Investment Strategy

Putting options in their place

Earlier in the week I gave a run down on Argentina. In terms of economic growth potential it provides one of the world’s bright spots. The childish economic policies of the previous government are being replaced by grown-up pragmatism. Today I look at comments from a reader, and in particular the pitfalls of put options.

Argentina now has a great chance to go from bad to less bad, and eventually onto a sound growth footing. But it’s early in the process and 2016 is likely to be a difficult transition year, with high social tensions and still high inflation.

My view is that it’s worth keeping Argentine stocks on your watch list. But, as of now, they are nowhere near cheap enough for the risks involved.

We had plenty of feedback on the article. In particular one member of our OfWealth Thought Club (subscribe for free here if you haven’t already), Rakesh L., made two interesting suggestions that I want to dig into.

Here’s Rakesh:


G’day Marco. Interesting commentary.

1) One can make money by shorting the market. Say buy a put on MSCI Argentina index.


2) Investing in a hard currency or hard currency area is a cardinal principle.


Law and order go hand in hand with hard currency area. Pell-Mell is a hallmark of soft currency area. Whenever I flouted the basic rules, I found myself in the soup.


Yours for Health and Wealth


Let’s start with Rakesh’s first point, which is a factually correct statement. But I’d urge caution. Making a bet that markets will fall in the short term – either by short selling or by buying put options – is a risky and complex business.

All option strategies mean you have to be an active investor – constantly checking on market price moves. Here at OfWealth we think you can make good money with a lot less effort, by simply buying things when they’re cheap and holding them for the medium to long term. But it’s worth understanding the alternatives. (See our Wealth Tree: 50 ways to invest article and infographic for the vast array of things on offer.)

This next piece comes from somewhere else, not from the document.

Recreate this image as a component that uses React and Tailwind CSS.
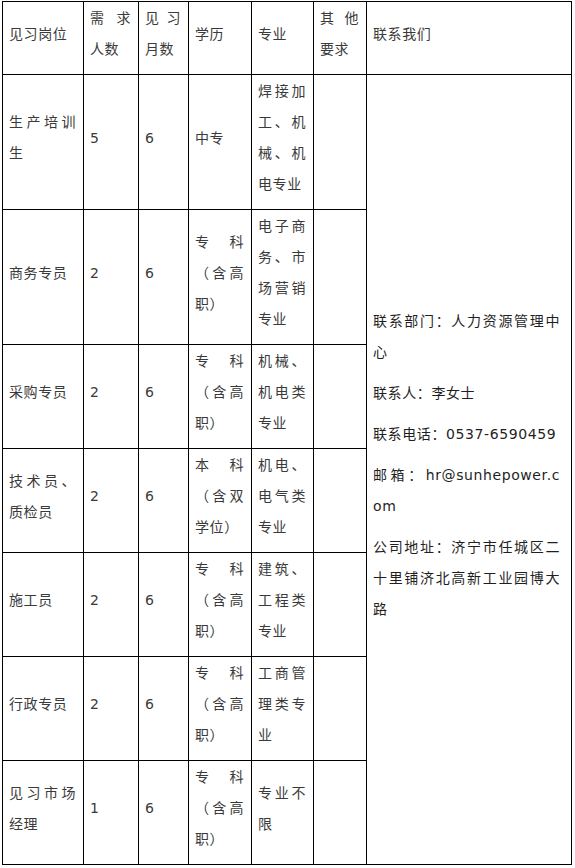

There are serious pitfalls to any kind of strategy that uses options. But these are often glossed over by the slick salesmen that promote them. Before I get into that, let’s take a quick look at the other common way to bet on falling markets.

When a trader sells stock short he borrows something he doesn’t own, the stock, then sells it to someone else. If the price falls he can buy the stock again for less money, pay back the stock loan, and pocket a profit (less the cost of the stock loan).

The problem is that if the stock price rises – which it could do indefinitely, and irrationally – he’ll watch his losses mount until eventually he has to close out the trade. He’ll buy the stock for more than he sold it and pocket a big realised loss. Short selling is a specialised area, and best left to the pros.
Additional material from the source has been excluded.